Ci sono molti che recitano a lungo il nome di Rāma in modo meccanico,
o che leggono il Rāmāyaṇa seguendo un certo programma
di lettura, o che venerano l’immagine di Rāma, Sītā, Lakṣmaṇa e
Hanumān attraverso un rito quotidiano eseguito con ostentazione e
meticolosità. Ma come chi mette un piede avanti solo per poi tirarlo
indietro, queste persone non fanno alcun progresso, sebbene gli anni
passino numerosi.
Se non acquisite la purezza dei pensieri e delle intenzioni, la compassione
e lo slancio a servire, le espressioni esteriori e le esibizioni
non sono altro che modi per ingannare la società che vi applaude e
vi considera grandi devoti.
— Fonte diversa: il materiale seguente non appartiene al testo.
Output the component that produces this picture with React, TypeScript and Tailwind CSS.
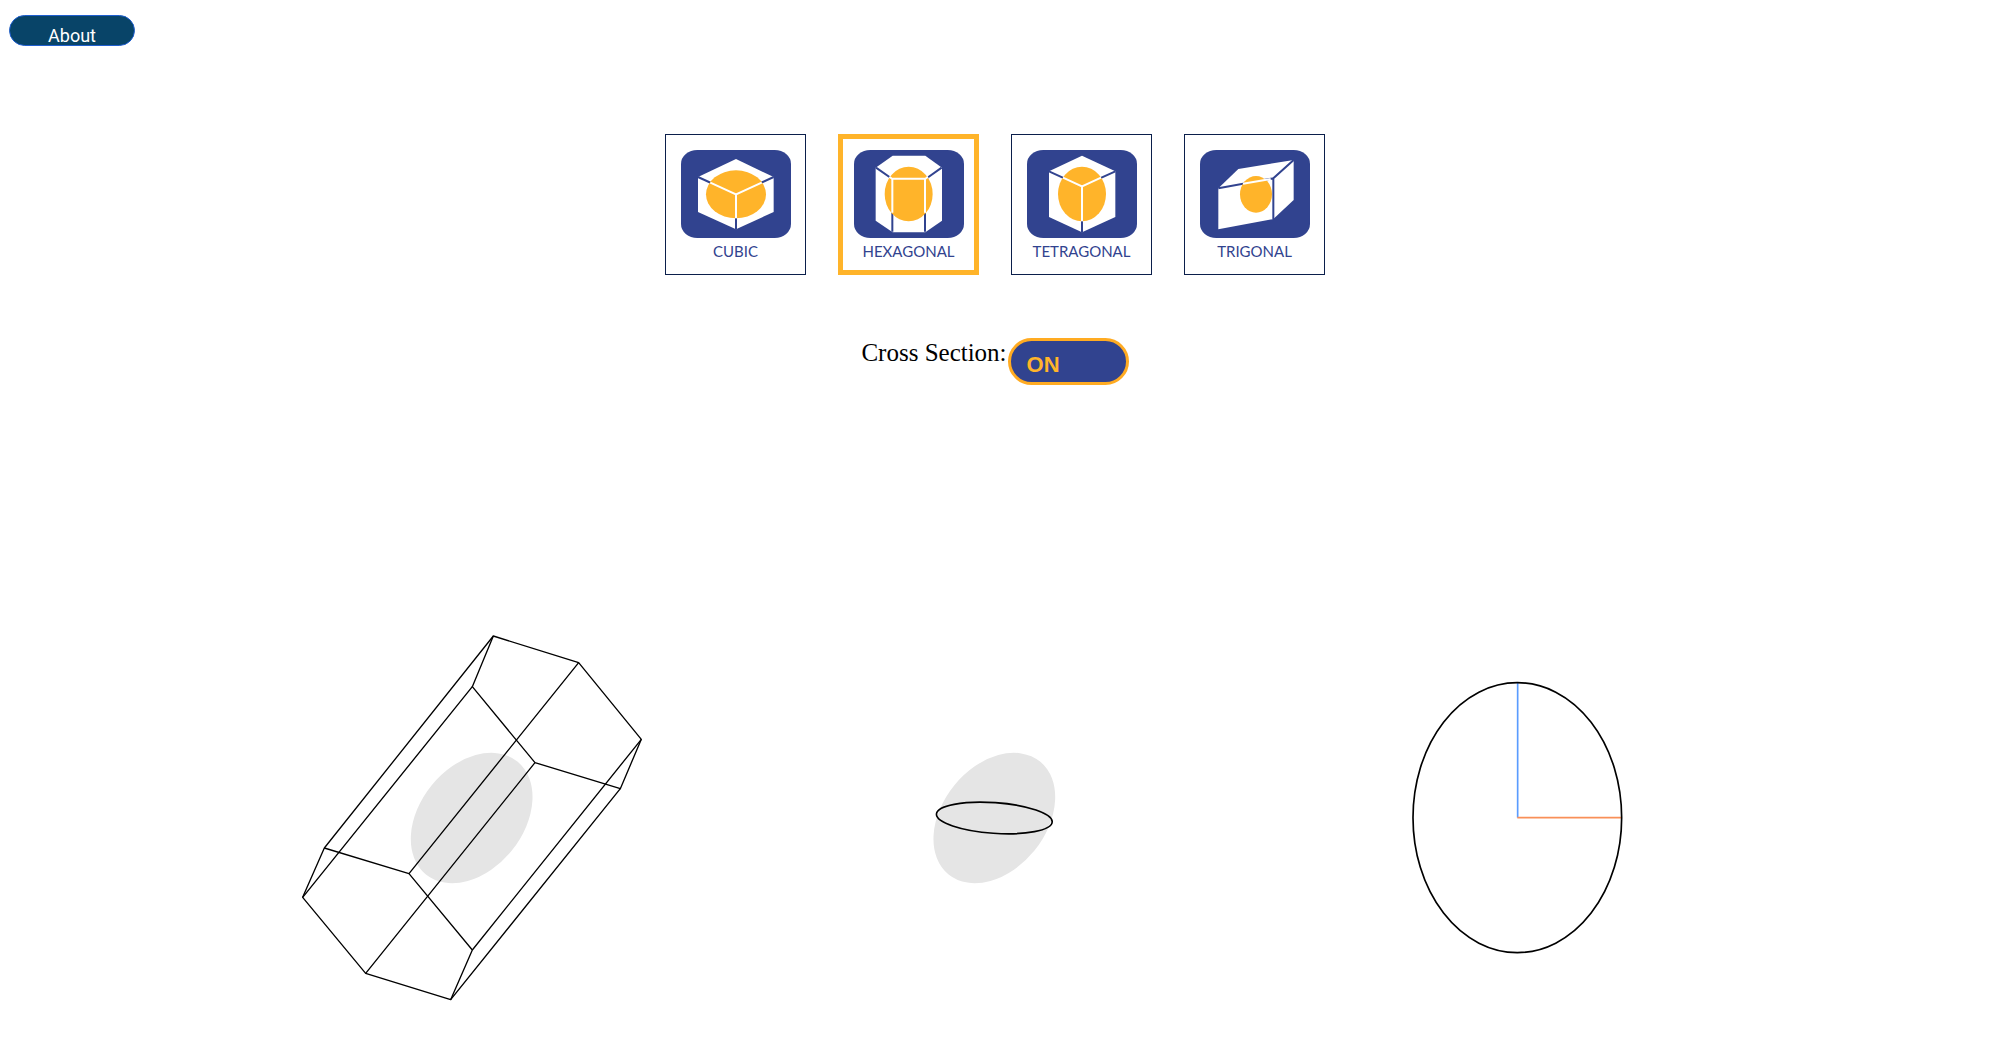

Invece, la vostra visione deve diventare
intuizione e introspezione, dovete volgere la visione all’interno e
utilizzarla per purificarvi e raffinarvi.
La gente parla facilmente di sākṣātkāra5, la visione del Divino che
libera. ‘Colui che vede’ e ‘ciò che è visto’ devono fondersi, divenire
Uno ed essere sperimentati come Uno senza secondo: quella è la visione
degna di essere chiamata tale.
[8] Potete avere nelle mani il frutto di tapas (penitenze), ma finché
non lo mangiate, non lo digerite, non lo rendete parte della vostra
stessa natura ricavandone forza ed energia, non sarete assolutamente
salvati. Fondetevi nel Divino che voi realmente siete: quello è il
coronamento!
Per raggiungere tale obiettivo, dovete fare molta strada. In primo
luogo esaminate la vostra attrezzatura e scopritene i difetti, per
esempio, se è danneggiata dall’egoismo, dall’avidità, dalla falsità,
dalla pigrizia e dall’ostinazione. Con questi difetti è difficile concentrare
il pensiero su Dio, sia interiormente sia esteriormente.
Dovete anche coltivare la qualità positiva di prema (puro Amore)
poiché l’Incarnazione di prema può essere realizzata solo attraverso
prema. Questo è il messaggio che il Rāmāyaṇa annuncia a tutti coloro
che lo studiano con il desiderio sincero di apprendere, ed è anche
il messaggio che desidero trasmettervi oggi.